EXERCISE REQUIREMENTS » Everything from the first line down to the line containing "import React from" is to be retyped exactly, both ends included, with pictures left out.

DATA PROVIDED »
-=-=-

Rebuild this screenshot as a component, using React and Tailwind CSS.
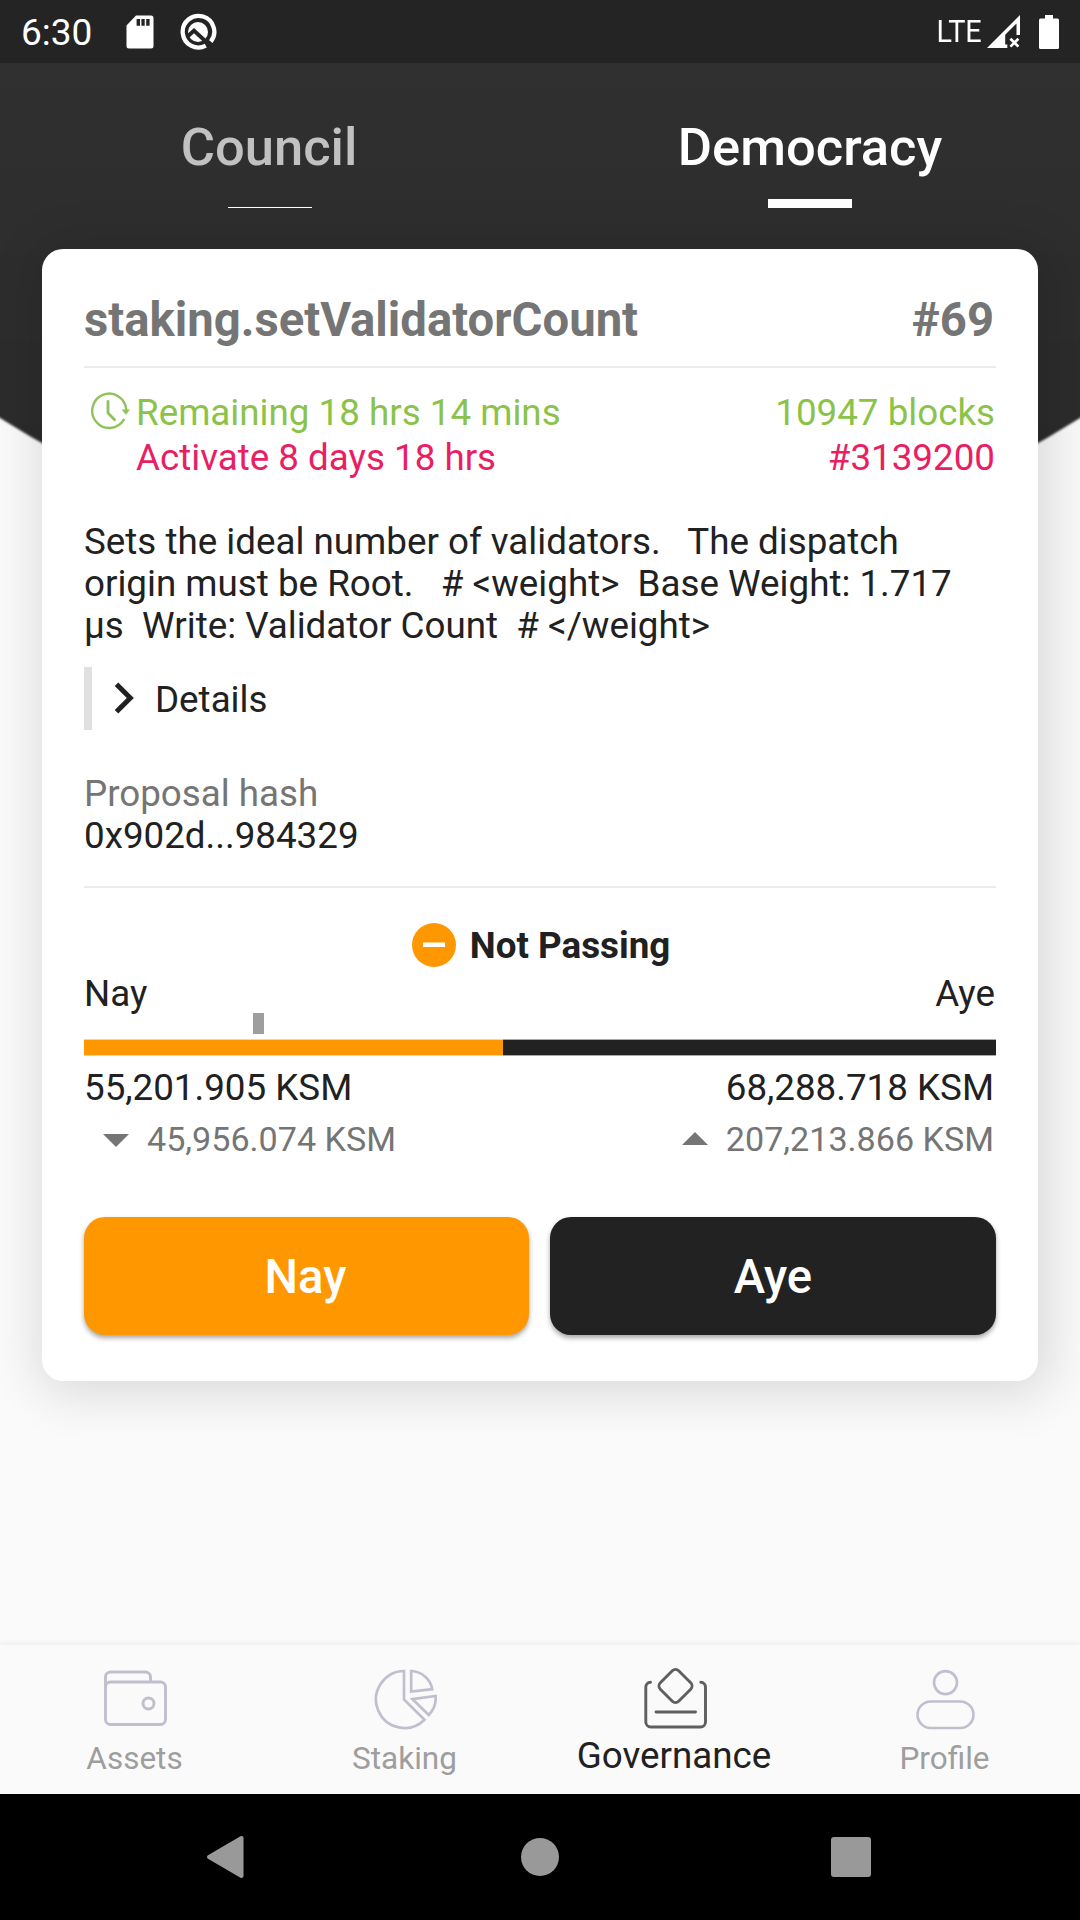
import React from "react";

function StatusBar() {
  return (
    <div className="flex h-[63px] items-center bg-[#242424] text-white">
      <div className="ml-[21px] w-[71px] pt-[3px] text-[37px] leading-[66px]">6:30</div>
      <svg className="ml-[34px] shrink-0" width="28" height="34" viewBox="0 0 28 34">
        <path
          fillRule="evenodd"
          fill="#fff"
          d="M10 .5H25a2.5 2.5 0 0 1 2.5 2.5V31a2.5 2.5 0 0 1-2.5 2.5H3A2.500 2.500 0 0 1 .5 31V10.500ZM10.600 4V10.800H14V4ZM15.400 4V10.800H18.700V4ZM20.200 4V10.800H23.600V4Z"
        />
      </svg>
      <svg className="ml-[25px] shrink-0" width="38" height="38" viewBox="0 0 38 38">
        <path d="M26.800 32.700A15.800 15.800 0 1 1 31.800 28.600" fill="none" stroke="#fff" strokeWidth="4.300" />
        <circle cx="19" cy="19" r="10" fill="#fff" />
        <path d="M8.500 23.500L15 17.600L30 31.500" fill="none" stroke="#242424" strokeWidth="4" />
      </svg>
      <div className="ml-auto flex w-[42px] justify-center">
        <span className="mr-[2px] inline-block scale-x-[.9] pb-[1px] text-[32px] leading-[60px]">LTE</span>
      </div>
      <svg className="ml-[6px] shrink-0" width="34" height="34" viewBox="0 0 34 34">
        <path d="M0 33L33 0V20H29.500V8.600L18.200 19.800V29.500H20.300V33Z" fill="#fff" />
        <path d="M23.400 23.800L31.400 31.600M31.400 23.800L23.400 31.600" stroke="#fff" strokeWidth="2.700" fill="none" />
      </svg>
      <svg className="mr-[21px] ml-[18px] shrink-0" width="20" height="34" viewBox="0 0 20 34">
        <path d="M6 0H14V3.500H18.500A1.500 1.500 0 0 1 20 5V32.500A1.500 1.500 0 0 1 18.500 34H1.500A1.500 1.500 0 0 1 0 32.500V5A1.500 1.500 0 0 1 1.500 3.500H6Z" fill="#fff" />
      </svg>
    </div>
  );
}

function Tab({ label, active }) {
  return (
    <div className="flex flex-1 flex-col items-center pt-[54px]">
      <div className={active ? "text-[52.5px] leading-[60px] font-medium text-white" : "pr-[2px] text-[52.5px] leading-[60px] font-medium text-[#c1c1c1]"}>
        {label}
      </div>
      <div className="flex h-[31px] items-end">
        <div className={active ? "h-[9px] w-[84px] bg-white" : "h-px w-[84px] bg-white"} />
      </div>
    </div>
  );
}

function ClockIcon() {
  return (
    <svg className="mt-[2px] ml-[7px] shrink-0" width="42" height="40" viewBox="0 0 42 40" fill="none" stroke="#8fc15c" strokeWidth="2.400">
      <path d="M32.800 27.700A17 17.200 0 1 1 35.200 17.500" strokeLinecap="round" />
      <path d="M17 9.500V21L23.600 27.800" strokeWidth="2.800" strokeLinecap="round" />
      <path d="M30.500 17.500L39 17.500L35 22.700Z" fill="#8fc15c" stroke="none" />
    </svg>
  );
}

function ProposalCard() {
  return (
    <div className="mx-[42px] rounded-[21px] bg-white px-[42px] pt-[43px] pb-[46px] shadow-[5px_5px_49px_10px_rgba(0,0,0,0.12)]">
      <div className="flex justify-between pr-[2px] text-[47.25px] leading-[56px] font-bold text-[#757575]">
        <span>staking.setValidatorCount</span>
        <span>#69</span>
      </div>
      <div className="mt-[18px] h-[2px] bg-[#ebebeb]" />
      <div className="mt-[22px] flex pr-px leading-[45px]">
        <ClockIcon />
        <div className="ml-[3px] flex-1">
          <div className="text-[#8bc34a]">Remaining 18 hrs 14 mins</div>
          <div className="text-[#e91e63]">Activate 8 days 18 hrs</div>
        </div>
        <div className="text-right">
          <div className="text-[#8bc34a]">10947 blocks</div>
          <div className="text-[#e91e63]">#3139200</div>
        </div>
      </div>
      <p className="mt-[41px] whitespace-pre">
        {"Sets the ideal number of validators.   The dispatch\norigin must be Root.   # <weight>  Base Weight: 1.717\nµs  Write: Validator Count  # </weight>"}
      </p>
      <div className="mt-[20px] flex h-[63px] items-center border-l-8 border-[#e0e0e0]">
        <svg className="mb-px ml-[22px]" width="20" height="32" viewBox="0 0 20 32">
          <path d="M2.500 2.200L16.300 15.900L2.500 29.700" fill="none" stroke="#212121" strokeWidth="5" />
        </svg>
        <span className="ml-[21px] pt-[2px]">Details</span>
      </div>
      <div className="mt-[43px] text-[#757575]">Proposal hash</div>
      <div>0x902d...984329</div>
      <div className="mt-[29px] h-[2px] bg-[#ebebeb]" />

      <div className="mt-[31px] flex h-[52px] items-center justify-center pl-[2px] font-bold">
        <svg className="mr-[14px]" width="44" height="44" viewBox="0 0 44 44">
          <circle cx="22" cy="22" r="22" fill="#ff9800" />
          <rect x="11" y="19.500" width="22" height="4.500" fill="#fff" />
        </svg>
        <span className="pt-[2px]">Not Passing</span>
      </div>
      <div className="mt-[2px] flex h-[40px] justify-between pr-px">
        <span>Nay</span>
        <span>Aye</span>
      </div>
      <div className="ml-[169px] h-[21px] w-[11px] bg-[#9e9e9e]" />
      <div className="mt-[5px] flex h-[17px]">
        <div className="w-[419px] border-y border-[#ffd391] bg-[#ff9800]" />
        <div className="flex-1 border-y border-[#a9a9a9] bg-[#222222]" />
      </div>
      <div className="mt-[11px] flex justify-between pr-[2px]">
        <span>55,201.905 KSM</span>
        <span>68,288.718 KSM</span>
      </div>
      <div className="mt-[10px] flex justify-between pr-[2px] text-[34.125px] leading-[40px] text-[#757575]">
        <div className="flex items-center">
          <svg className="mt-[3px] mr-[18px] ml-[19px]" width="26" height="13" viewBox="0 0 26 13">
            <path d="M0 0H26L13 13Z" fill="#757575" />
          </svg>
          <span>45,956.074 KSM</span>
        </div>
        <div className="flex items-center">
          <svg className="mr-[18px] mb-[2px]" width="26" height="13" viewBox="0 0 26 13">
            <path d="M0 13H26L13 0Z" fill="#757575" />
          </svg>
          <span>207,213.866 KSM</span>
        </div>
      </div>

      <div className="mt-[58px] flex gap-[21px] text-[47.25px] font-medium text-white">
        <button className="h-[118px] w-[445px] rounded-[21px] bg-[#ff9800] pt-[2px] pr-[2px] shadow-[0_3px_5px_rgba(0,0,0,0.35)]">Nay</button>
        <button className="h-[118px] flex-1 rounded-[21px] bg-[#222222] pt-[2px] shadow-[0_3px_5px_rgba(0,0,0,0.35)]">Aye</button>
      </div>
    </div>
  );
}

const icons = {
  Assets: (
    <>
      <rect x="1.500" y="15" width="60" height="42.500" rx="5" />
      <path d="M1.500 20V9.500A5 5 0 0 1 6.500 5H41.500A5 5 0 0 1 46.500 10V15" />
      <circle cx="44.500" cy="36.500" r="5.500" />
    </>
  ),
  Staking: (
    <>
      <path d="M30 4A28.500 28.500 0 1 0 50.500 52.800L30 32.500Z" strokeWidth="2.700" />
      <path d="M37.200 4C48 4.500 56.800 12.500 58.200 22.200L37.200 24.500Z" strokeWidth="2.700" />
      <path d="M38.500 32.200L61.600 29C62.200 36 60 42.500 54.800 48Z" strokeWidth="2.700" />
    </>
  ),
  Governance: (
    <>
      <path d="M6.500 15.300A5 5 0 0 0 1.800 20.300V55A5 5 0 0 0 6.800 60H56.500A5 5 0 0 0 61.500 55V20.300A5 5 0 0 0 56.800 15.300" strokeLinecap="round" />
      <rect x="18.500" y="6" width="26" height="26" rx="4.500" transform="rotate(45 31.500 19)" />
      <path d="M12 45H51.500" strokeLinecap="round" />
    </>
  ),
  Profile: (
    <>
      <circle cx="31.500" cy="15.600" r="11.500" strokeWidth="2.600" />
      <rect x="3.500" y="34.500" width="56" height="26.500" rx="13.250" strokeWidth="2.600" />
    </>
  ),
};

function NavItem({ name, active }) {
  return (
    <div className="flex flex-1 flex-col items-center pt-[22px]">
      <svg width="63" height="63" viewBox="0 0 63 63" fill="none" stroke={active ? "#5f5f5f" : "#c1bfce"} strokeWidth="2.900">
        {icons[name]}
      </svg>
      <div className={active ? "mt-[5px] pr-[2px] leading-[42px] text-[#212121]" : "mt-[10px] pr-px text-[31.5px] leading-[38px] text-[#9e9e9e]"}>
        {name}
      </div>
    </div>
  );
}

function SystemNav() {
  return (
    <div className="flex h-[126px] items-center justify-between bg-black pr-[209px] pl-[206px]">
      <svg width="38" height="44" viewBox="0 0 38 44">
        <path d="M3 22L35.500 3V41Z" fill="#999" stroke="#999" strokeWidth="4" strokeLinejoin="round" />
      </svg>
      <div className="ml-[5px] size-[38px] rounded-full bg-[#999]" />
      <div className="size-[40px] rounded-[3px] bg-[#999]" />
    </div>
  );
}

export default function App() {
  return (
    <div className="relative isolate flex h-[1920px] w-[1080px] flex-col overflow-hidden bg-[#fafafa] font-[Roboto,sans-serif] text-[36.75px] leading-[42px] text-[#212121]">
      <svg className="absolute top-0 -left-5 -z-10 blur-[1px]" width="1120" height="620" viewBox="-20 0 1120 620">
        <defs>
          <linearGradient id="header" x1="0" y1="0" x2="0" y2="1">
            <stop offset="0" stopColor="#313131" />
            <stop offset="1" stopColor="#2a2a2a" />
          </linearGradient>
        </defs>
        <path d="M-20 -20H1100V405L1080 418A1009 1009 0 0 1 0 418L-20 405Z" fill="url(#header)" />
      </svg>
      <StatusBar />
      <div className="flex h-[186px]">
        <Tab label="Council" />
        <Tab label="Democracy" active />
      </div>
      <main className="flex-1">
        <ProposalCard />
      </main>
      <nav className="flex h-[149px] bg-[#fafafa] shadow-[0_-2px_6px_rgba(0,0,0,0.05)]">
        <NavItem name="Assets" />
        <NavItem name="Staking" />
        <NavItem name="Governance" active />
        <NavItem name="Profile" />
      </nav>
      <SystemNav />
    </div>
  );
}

-=-=-

RESPONSE FOR THIS EXERCISE »
Rebuild this screenshot as a component, using React and Tailwind CSS.
import React from "react";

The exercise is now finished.